Exactly seven months after the trial began, it concluded on January 15, 1971. Ten days later, the jury delivered the verdicts that Manson, Krenwinkle, Atkins and Van Houten were all guilty of multiple counts of first -degree murder and conspiracy to commit murder. The penalty phase of the trial began before the same jury; on March 29, all four were given the penalty of death. In February 1972, the California Supreme Court held the death penalty unconstitutional in the state, and the sentences of everyone awaiting executions, including Manson and his girls, were reduced to life imprisonment.

 

“The case took a year and a half of Paul’s life at no pay, and it was just devastating.” He had been forced to sell his stereo and other possessions, and gone $5,000 into debt. “The day of the guilty verdicts was the worst day of my entire life.” This was not because of the verdicts themselves, but Fitzgerald’s response to them. “That night, he sat across from me and proceeded to get totally drunk and to abuse me, verbally and emotionally, for about nine hours. And I just sat there like an idiot, taking it. He just needed to vent, and he dumped it all on me. Then, when they got the death penalty—he really freaked out on that.”

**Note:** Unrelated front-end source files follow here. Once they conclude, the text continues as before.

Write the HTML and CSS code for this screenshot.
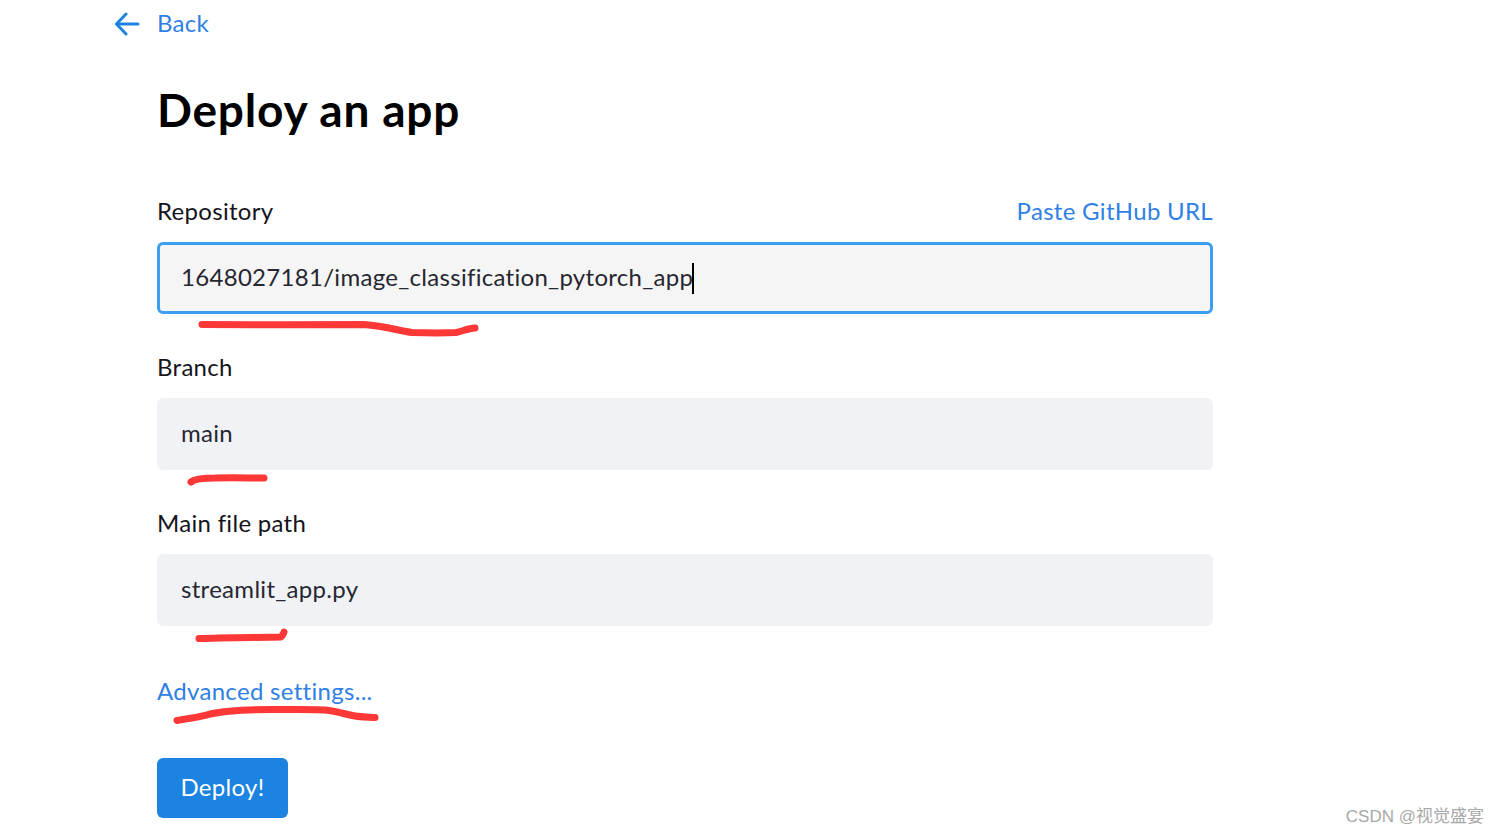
FILE: index.html
```html
<!DOCTYPE html>
<html lang="en">
<head>
    <meta charset="UTF-8">
    <meta name="viewport" content="width=device-width, initial-scale=1.0">
    <title>Deploy an app</title>
    <link rel="stylesheet" href="styles.css">
</head>
<body>
    <div class="page">
        <a class="back-link" href="#">
            <svg class="back-icon" width="26" height="24" viewBox="0 0 26 24" fill="none" stroke="#1c83e1" stroke-width="3" stroke-linecap="round" stroke-linejoin="round">
                <path d="M24 12H3"/>
                <path d="M12 2L2.5 12L12 22"/>
            </svg>
            <span class="back-text">Back</span>
        </a>

        <h1 class="title">Deploy an app</h1>

        <form class="deploy-form">
            <div class="field">
                <div class="field-label">
                    <label>Repository</label>
                    <a class="link" href="#">Paste GitHub URL</a>
                </div>
                <div class="input input-focused"><span>1648027181/image_classification_pytorch_app</span><i class="caret"></i></div>
            </div>
            <div class="field">
                <div class="field-label">
                    <label>Branch</label>
                </div>
                <div class="input"><span>main</span></div>
            </div>
            <div class="field">
                <div class="field-label">
                    <label>Main file path</label>
                </div>
                <div class="input"><span>streamlit_app.py</span></div>
            </div>
            <a class="link advanced" href="#">Advanced settings...</a>
            <button class="deploy-btn" type="button">Deploy!</button>
        </form>
    </div>

    <!-- red marker scribbles drawn over the screenshot -->
    <svg class="scribbles" width="1499" height="834" viewBox="0 0 1499 834" fill="none" stroke="#fe3737" stroke-linecap="round" stroke-linejoin="round">
        <path stroke-width="7" d="M202 324.500C250 325 320 325 364 324.500C385 326 400 331 412 332.500C430 333 445 333 456 332.500C463 331 468 328.500 475 328"/>
        <path stroke-width="7" d="M191 482C195 478.500 205 478 215 478C232 477.500 250 478 264 478"/>
        <path stroke-width="7" d="M199 638.500C220 637.500 255 637.500 281 637C283 635.500 283.500 633.500 284 632"/>
        <path stroke-width="7" d="M177 720.500C185 718.500 200 717.500 210 714C225 710.500 245 709.500 270 709.500C295 709.500 315 709 325 710C335 711 345 714 350 715C358 717 368 717 375 717.500"/>
    </svg>

    <div class="watermark">CSDN @视觉盛宴</div>
</body>
</html>
```
FILE: styles.css
```css
* {
    margin: 0;
    padding: 0;
    box-sizing: border-box;
}

body {
    font-family: Lato, "Open Sans", sans-serif;
    letter-spacing: 0.3px;
    background: #ffffff;
    color: #262730;
    height: 834px;
    overflow: hidden;
    position: relative;
}

.page {
    width: 1056px;
    margin-left: 157px;
}

.back-link {
    display: flex;
    align-items: center;
    gap: 17px;
    height: 48px;
    margin-left: -43px;
    font-size: 24px;
    color: #2f80e4;
    text-decoration: none;
}

.back-icon {
    flex-shrink: 0;
}

.back-text {
    padding-bottom: 4px;
}

.title {
    font-size: 46px;
    font-weight: 700;
    letter-spacing: 0.8px;
    line-height: 56px;
    color: #000000;
    margin-top: 34px;
    margin-bottom: 56px;
}

.field {
    margin-bottom: 36px;
}

.field-label {
    display: flex;
    justify-content: space-between;
    align-items: center;
    height: 36px;
    padding-bottom: 3px;
    margin-bottom: 12px;
    font-size: 24px;
    color: #14141c;
}

.link {
    color: #2f80e4;
    text-decoration: none;
    font-size: 24px;
}

.input {
    display: flex;
    align-items: center;
    height: 72px;
    padding: 0 24px 3px;
    background: #f0f2f6;
    border-radius: 6px;
    font-size: 24px;
    color: #262730;
}

.input-focused {
    background: #f5f5f5;
    border: 3px solid #3d9df0;
    padding: 0 21px 3px;
}

.caret {
    display: block;
    width: 2px;
    height: 31px;
    margin-top: 3px;
    margin-left: -1px;
    background: #000000;
}

.advanced {
    display: block;
    line-height: 34px;
    margin-top: 48px;
    margin-bottom: 50px;
}

.deploy-btn {
    display: block;
    width: 131px;
    height: 60px;
    padding-bottom: 3px;
    background: #1c83e1;
    border: none;
    border-radius: 6px;
    color: #ffffff;
    font-family: inherit;
    font-size: 24px;
    letter-spacing: inherit;
}

.scribbles {
    position: absolute;
    left: 0;
    top: 0;
    pointer-events: none;
}

.watermark {
    position: absolute;
    right: 15px;
    top: 805px;
    font-family: "Liberation Sans", "Noto Sans CJK SC", sans-serif;
    font-size: 17px;
    letter-spacing: 0;
    line-height: 24px;
    color: #a8a8a8;
}
```
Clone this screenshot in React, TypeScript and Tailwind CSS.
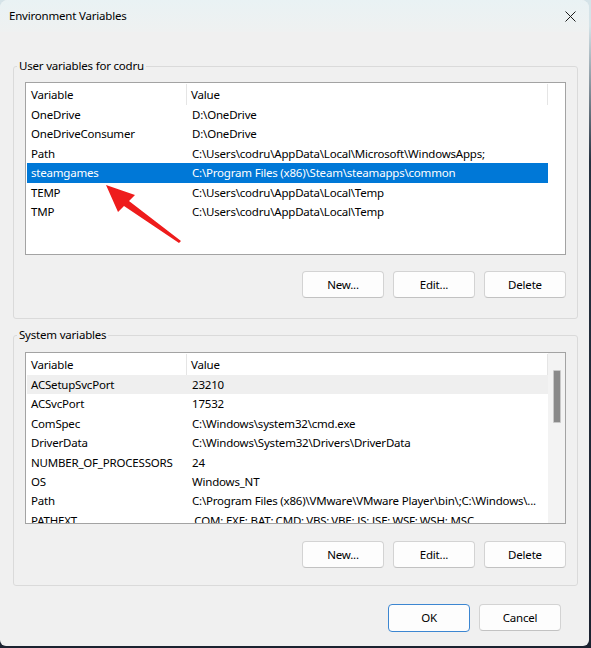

Erica and Paul would remain together until about 1975, with a couple of brief reunions.  Reflecting on the eerie synchronicities between her real and cinematic lives in this context, she mused: “Sometimes I don’t know if I’m really alive, or on the other side.”

 

“We had our ups and downs, and we were probably never meant to stay together for too long. That breakup almost killed me. But it was a passionate relationship, and when it was good it was amazing. We went through every extreme together. How would you know extreme joy in a relationship without also knowing sorrow? In some ways he was the love of my life.”